Anytime you take off more than 10km from your last take off site you must calibrate.
If the weather conditions are significantly different, say a storm or it’s gone from wet to sunny. Calibrate.
If you haven’t flown for s week, calibrate.
Simple rules given the reason for recalibration is magnetic interference which alter hourly, minutely depending on weather conditions and this deviation is geographic specific. Meaning the calibration calibrated it to the local, time specific interference.
Hope that helps
Gareth
Unfortunately you have misunderstood the purpose of calibration. It has nothing to do with the earth's magnetic field and, specifically, nothing to do with magnetic deviation or declination.
A simple consideration of the process of calibrating should make that obvious - since all that the aircraft magnetometers can detect and measure are the magnetic field components at their location, and they do not need to be rotated to make that measurement - they are 3-axis magnetometers. Furthermore, no amount of measuring, with or without rotation, will allow the FC to determine the deviation or declination at a location, since it has no idea where true north is.

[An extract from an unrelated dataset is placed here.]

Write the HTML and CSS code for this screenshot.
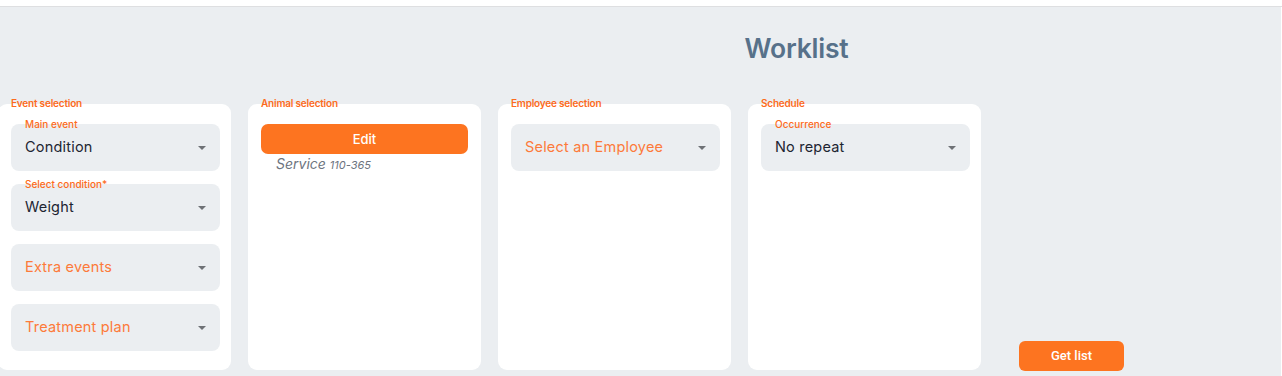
FILE: index.html
```html
<!DOCTYPE html>
<html lang="en">
<head>
  <meta charset="UTF-8">
  <meta name="viewport" content="width=device-width, initial-scale=1.0">
  <title>Worklist</title>
  <link rel="stylesheet" href="styles.css">
</head>
<body>

  <div class="topbar"></div>

  <div class="page">
    <div class="header">
      <h1>Worklist</h1>
    </div>

    <div class="cards">
      <div class="card">
        <span class="card-label">Event selection</span>
        <div class="field">
          <span class="field-label">Main event</span>
          <span class="value">Condition</span>
          <span class="caret"></span>
        </div>
        <div class="field">
          <span class="field-label">Select condition*</span>
          <span class="value">Weight</span>
          <span class="caret"></span>
        </div>
        <div class="field">
          <span class="value placeholder">Extra events</span>
          <span class="caret"></span>
        </div>
        <div class="field">
          <span class="value placeholder">Treatment plan</span>
          <span class="caret"></span>
        </div>
      </div>

      <div class="card">
        <span class="card-label">Animal selection</span>
        <button class="btn edit">Edit</button>
        <div class="service">Service <small>110-365</small></div>
      </div>

      <div class="card">
        <span class="card-label">Employee selection</span>
        <div class="field">
          <span class="value placeholder">Select an Employee</span>
          <span class="caret"></span>
        </div>
      </div>

      <div class="card">
        <span class="card-label">Schedule</span>
        <div class="field">
          <span class="field-label">Occurrence</span>
          <span class="value">No repeat</span>
          <span class="caret"></span>
        </div>
      </div>

      <button class="btn get-list">Get list</button>
    </div>
  </div>

</body>
</html>
```

FILE: styles.css
```css
* {
  margin: 0;
  padding: 0;
  box-sizing: border-box;
  font-family: Inter, "Open Sans", sans-serif;
}

body {
  background-color: white;
  height: 376px;
  overflow: hidden;
}

.topbar {
  height: 7px;
  border-bottom: 1px solid #dedfe1;
}

.page {
  background-color: #ebeef1;
  height: 369px;
  width: 1281px;
}

.header {
  margin-left: 312px;
  padding-top: 25px;
  height: 97px;
  text-align: center;
}

.header h1 {
  font-size: 26.5px;
  font-weight: 600;
  color: #57718a;
  letter-spacing: -0.2px;
}

.cards {
  display: flex;
  align-items: flex-end;
  gap: 17px;
  margin-left: -2px;
}

.card {
  position: relative;
  width: 233px;
  height: 266px;
  background-color: white;
  border-radius: 9px;
  padding: 20px 11px 19px 13px;
  display: flex;
  flex-direction: column;
  gap: 13px;
}

.card-label {
  position: absolute;
  top: -7px;
  left: 13px;
  font-size: 10px;
  font-weight: 600;
  letter-spacing: -0.2px;
  color: #fd6b1c;
}

.field {
  position: relative;
  height: 47px;
  background-color: #ebeef1;
  border-radius: 8px;
  display: flex;
  align-items: center;
  padding: 0 14px 2px;
}

.field-label {
  position: absolute;
  top: -6px;
  left: 14px;
  font-size: 10px;
  font-weight: 500;
  color: #fd6b1c;
}

.value {
  flex-grow: 1;
  font-size: 14.5px;
  letter-spacing: 0.2px;
  color: #1d2532;
}

.value.placeholder {
  color: #fd7a3a;
}

.caret {
  width: 0;
  height: 0;
  margin-top: 2px;
  border-left: 4.5px solid transparent;
  border-right: 4.5px solid transparent;
  border-top: 4.5px solid #6e7176;
}

.btn {
  height: 30px;
  border: none;
  border-radius: 7px;
  background-color: #fd7420;
  color: white;
  font-size: 13px;
  cursor: pointer;
}

.btn.edit {
  width: 207px;
  font-weight: 500;
}

.service {
  margin-top: -12px;
  padding-left: 15px;
  font-size: 14px;
  font-style: italic;
  color: #6d7480;
}

.service small {
  font-size: 11px;
}

.btn.get-list {
  width: 105px;
  margin-left: 21px;
  margin-bottom: -1px;
  border-radius: 6px;
  padding-bottom: 1px;
  font-family: Roboto, sans-serif;
  font-weight: 500;
}
```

Rotating the magnetometers only achieves one thing - it allows the FC to separate the fixed external field (the earth's magnetic field) from the magnetic field of the aircraft itself. It can separate them because in the process of rotation, the aircraft's field remains constant in the frame of reference of the magnetometers, while the earth's field rotates.
That's the purpose of compass calibration - to measure the components of the aircraft's magnetic field so that they can then be subtracted from the total measured field, leaving just the earth's magnetic field that is needed during flight.
Declination is determined from a global declination model in the firmware. Deviation is unmeasurable and cannot be compensated for, which is why taking off in areas of significant magnetic deviation will lead to unstable flight.